Thanks for taking the
time to do this Jim!
Charge-air temps are EVERYTHING. The flying rotary turbo guy should
measure his. As you might imagine, 30-inches of MAP at 80F degrees is not at all
the same thing as 30-inches of MAP at 140-150F degrees. That's a pretty
typical output temp for a well-matched turbo. So yes, intercooling is a
MUST.
Well, my intake temp at 30" MAP was
167F on a 90F day, so he's right on with his figures.
Also, centrifugal compressors are way below 50% eff at less
than 10" of boost. That's where most compressor maps start. Operating "off the
map" is never a good thing. It adds tremendous heat for no boost, a poor
trade-off. And yes, you are correct. It would take a few pounds of
boost just to make up for the density loss from heating. About 10 psi with
no intercooler, 3 psi with.
10 psi!!! Ack! Must fit
intercooler...
Av gas give great margins of safety with
boost. We ran 50" MAP on car gas. Hey, testing to destruction [commonly
shortened to just "testing"] is a BITCH, and not for everyone. It only
looks easy. ;-)
Well, I can verify that nothing blew up
at 50" on the ground, with an intake temp around 250 F
(est).
Where are you measuring charge temp?
I stuck a thermocouple inside the hose
from the turbo, where it connected to my pressurized airbox.
Is it not an input to Tracy's fuel control?
Yes, there is a temp sensor installed
in the airbox.
Can you capture and monitor it?
Not until the EM-2 arrives.
Additionally, if you have excess heat rejection resources (oversize
oil coolers, radiators, etc.) perhaps you could lighten up on that stuff and get
some sort (any sort at all) of intercooler in there. I haven't seen your
installation, and am not even an RV guy, but it just seems as if there MUST be
SOME way to get what you need in there without the cowl getting this thyroid
condition you describe.
OK, I'm certainly convinced enough to
install an intercooler.
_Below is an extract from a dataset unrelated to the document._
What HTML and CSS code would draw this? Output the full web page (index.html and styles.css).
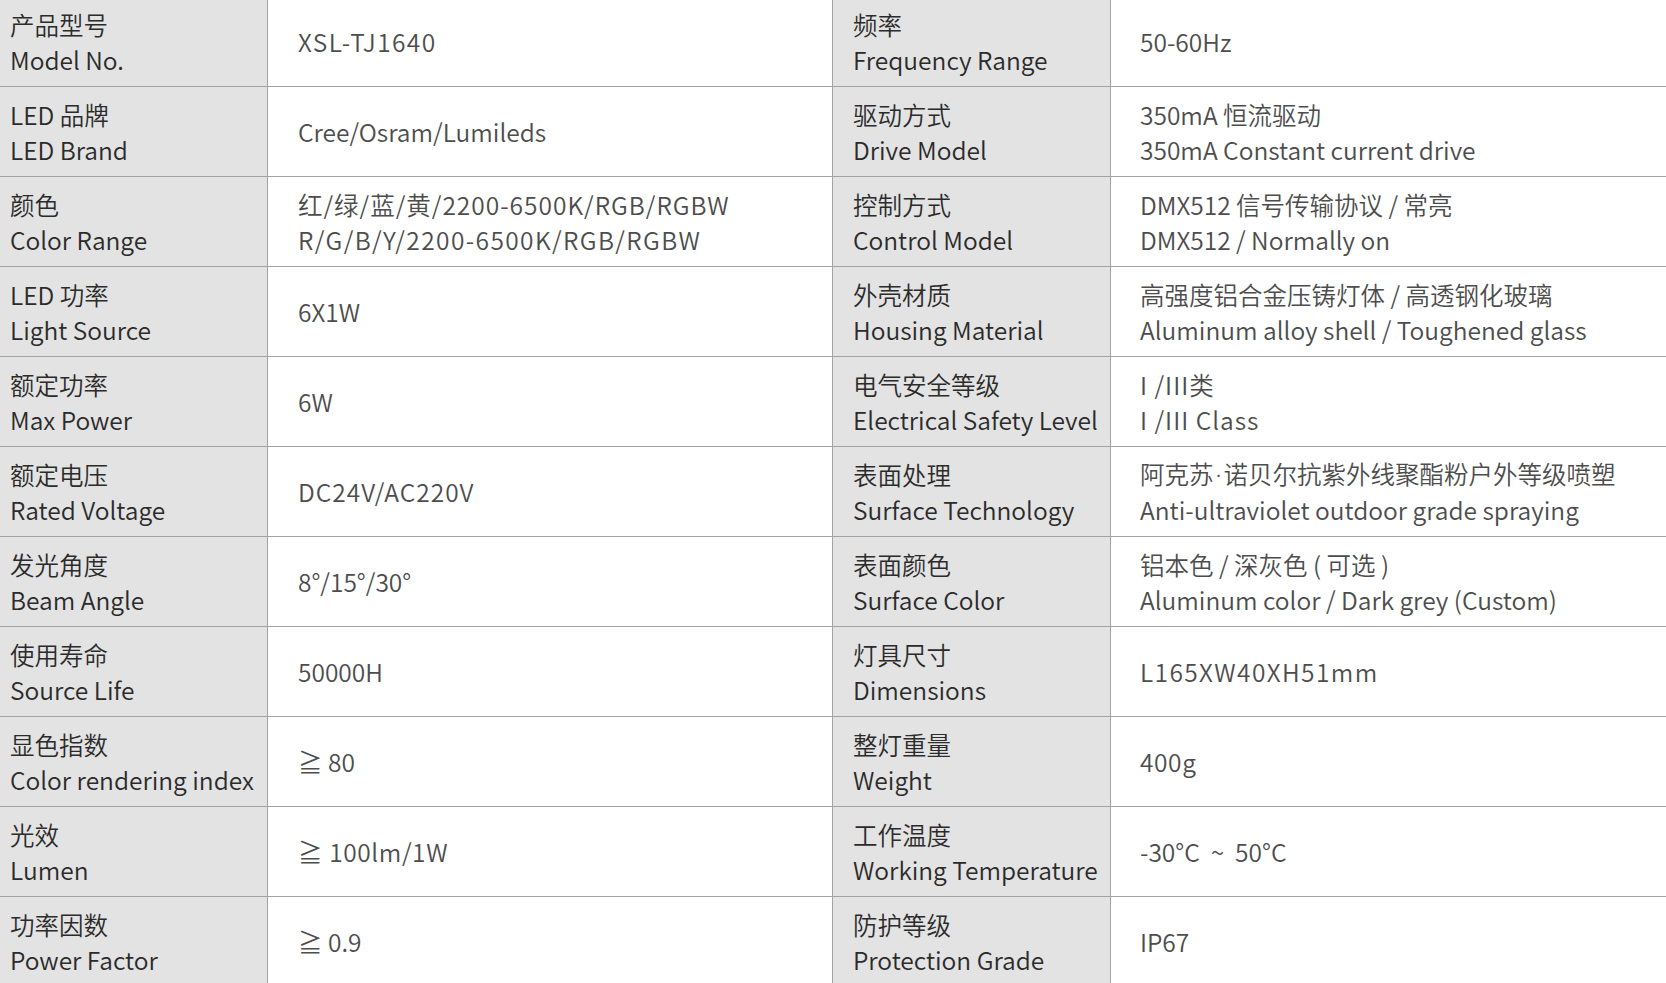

At the moment, I can probably put one in the right
cheek, and add some duct to it, or I can mount it in front of the "extra"
portion of the radiator. I've spent a huge amount of time trying to figure
out the best way to arrange cooling items in the rev-2 cowl, but haven't
factored the intercooler into my thoughts at all. I go ahead and find a
way to mount one in BUC as a test, which is the logical way to help me decide
what stays, and what goes when the rev-2 cowl comes along. I'll find
the 2nd and 3rd gen IC's in the attic, and see which one fits best. I'll
also try to measure them for whoever was asking the other day.
Also, TT seems to confirm what a number of folks are suggesting that you can
give it 6 or 8 psi of boost and see what happens - the chance of screwing
anything up at that level seems pretty remote.
Roger. Thanks again,
Rusty (a new reason to
live)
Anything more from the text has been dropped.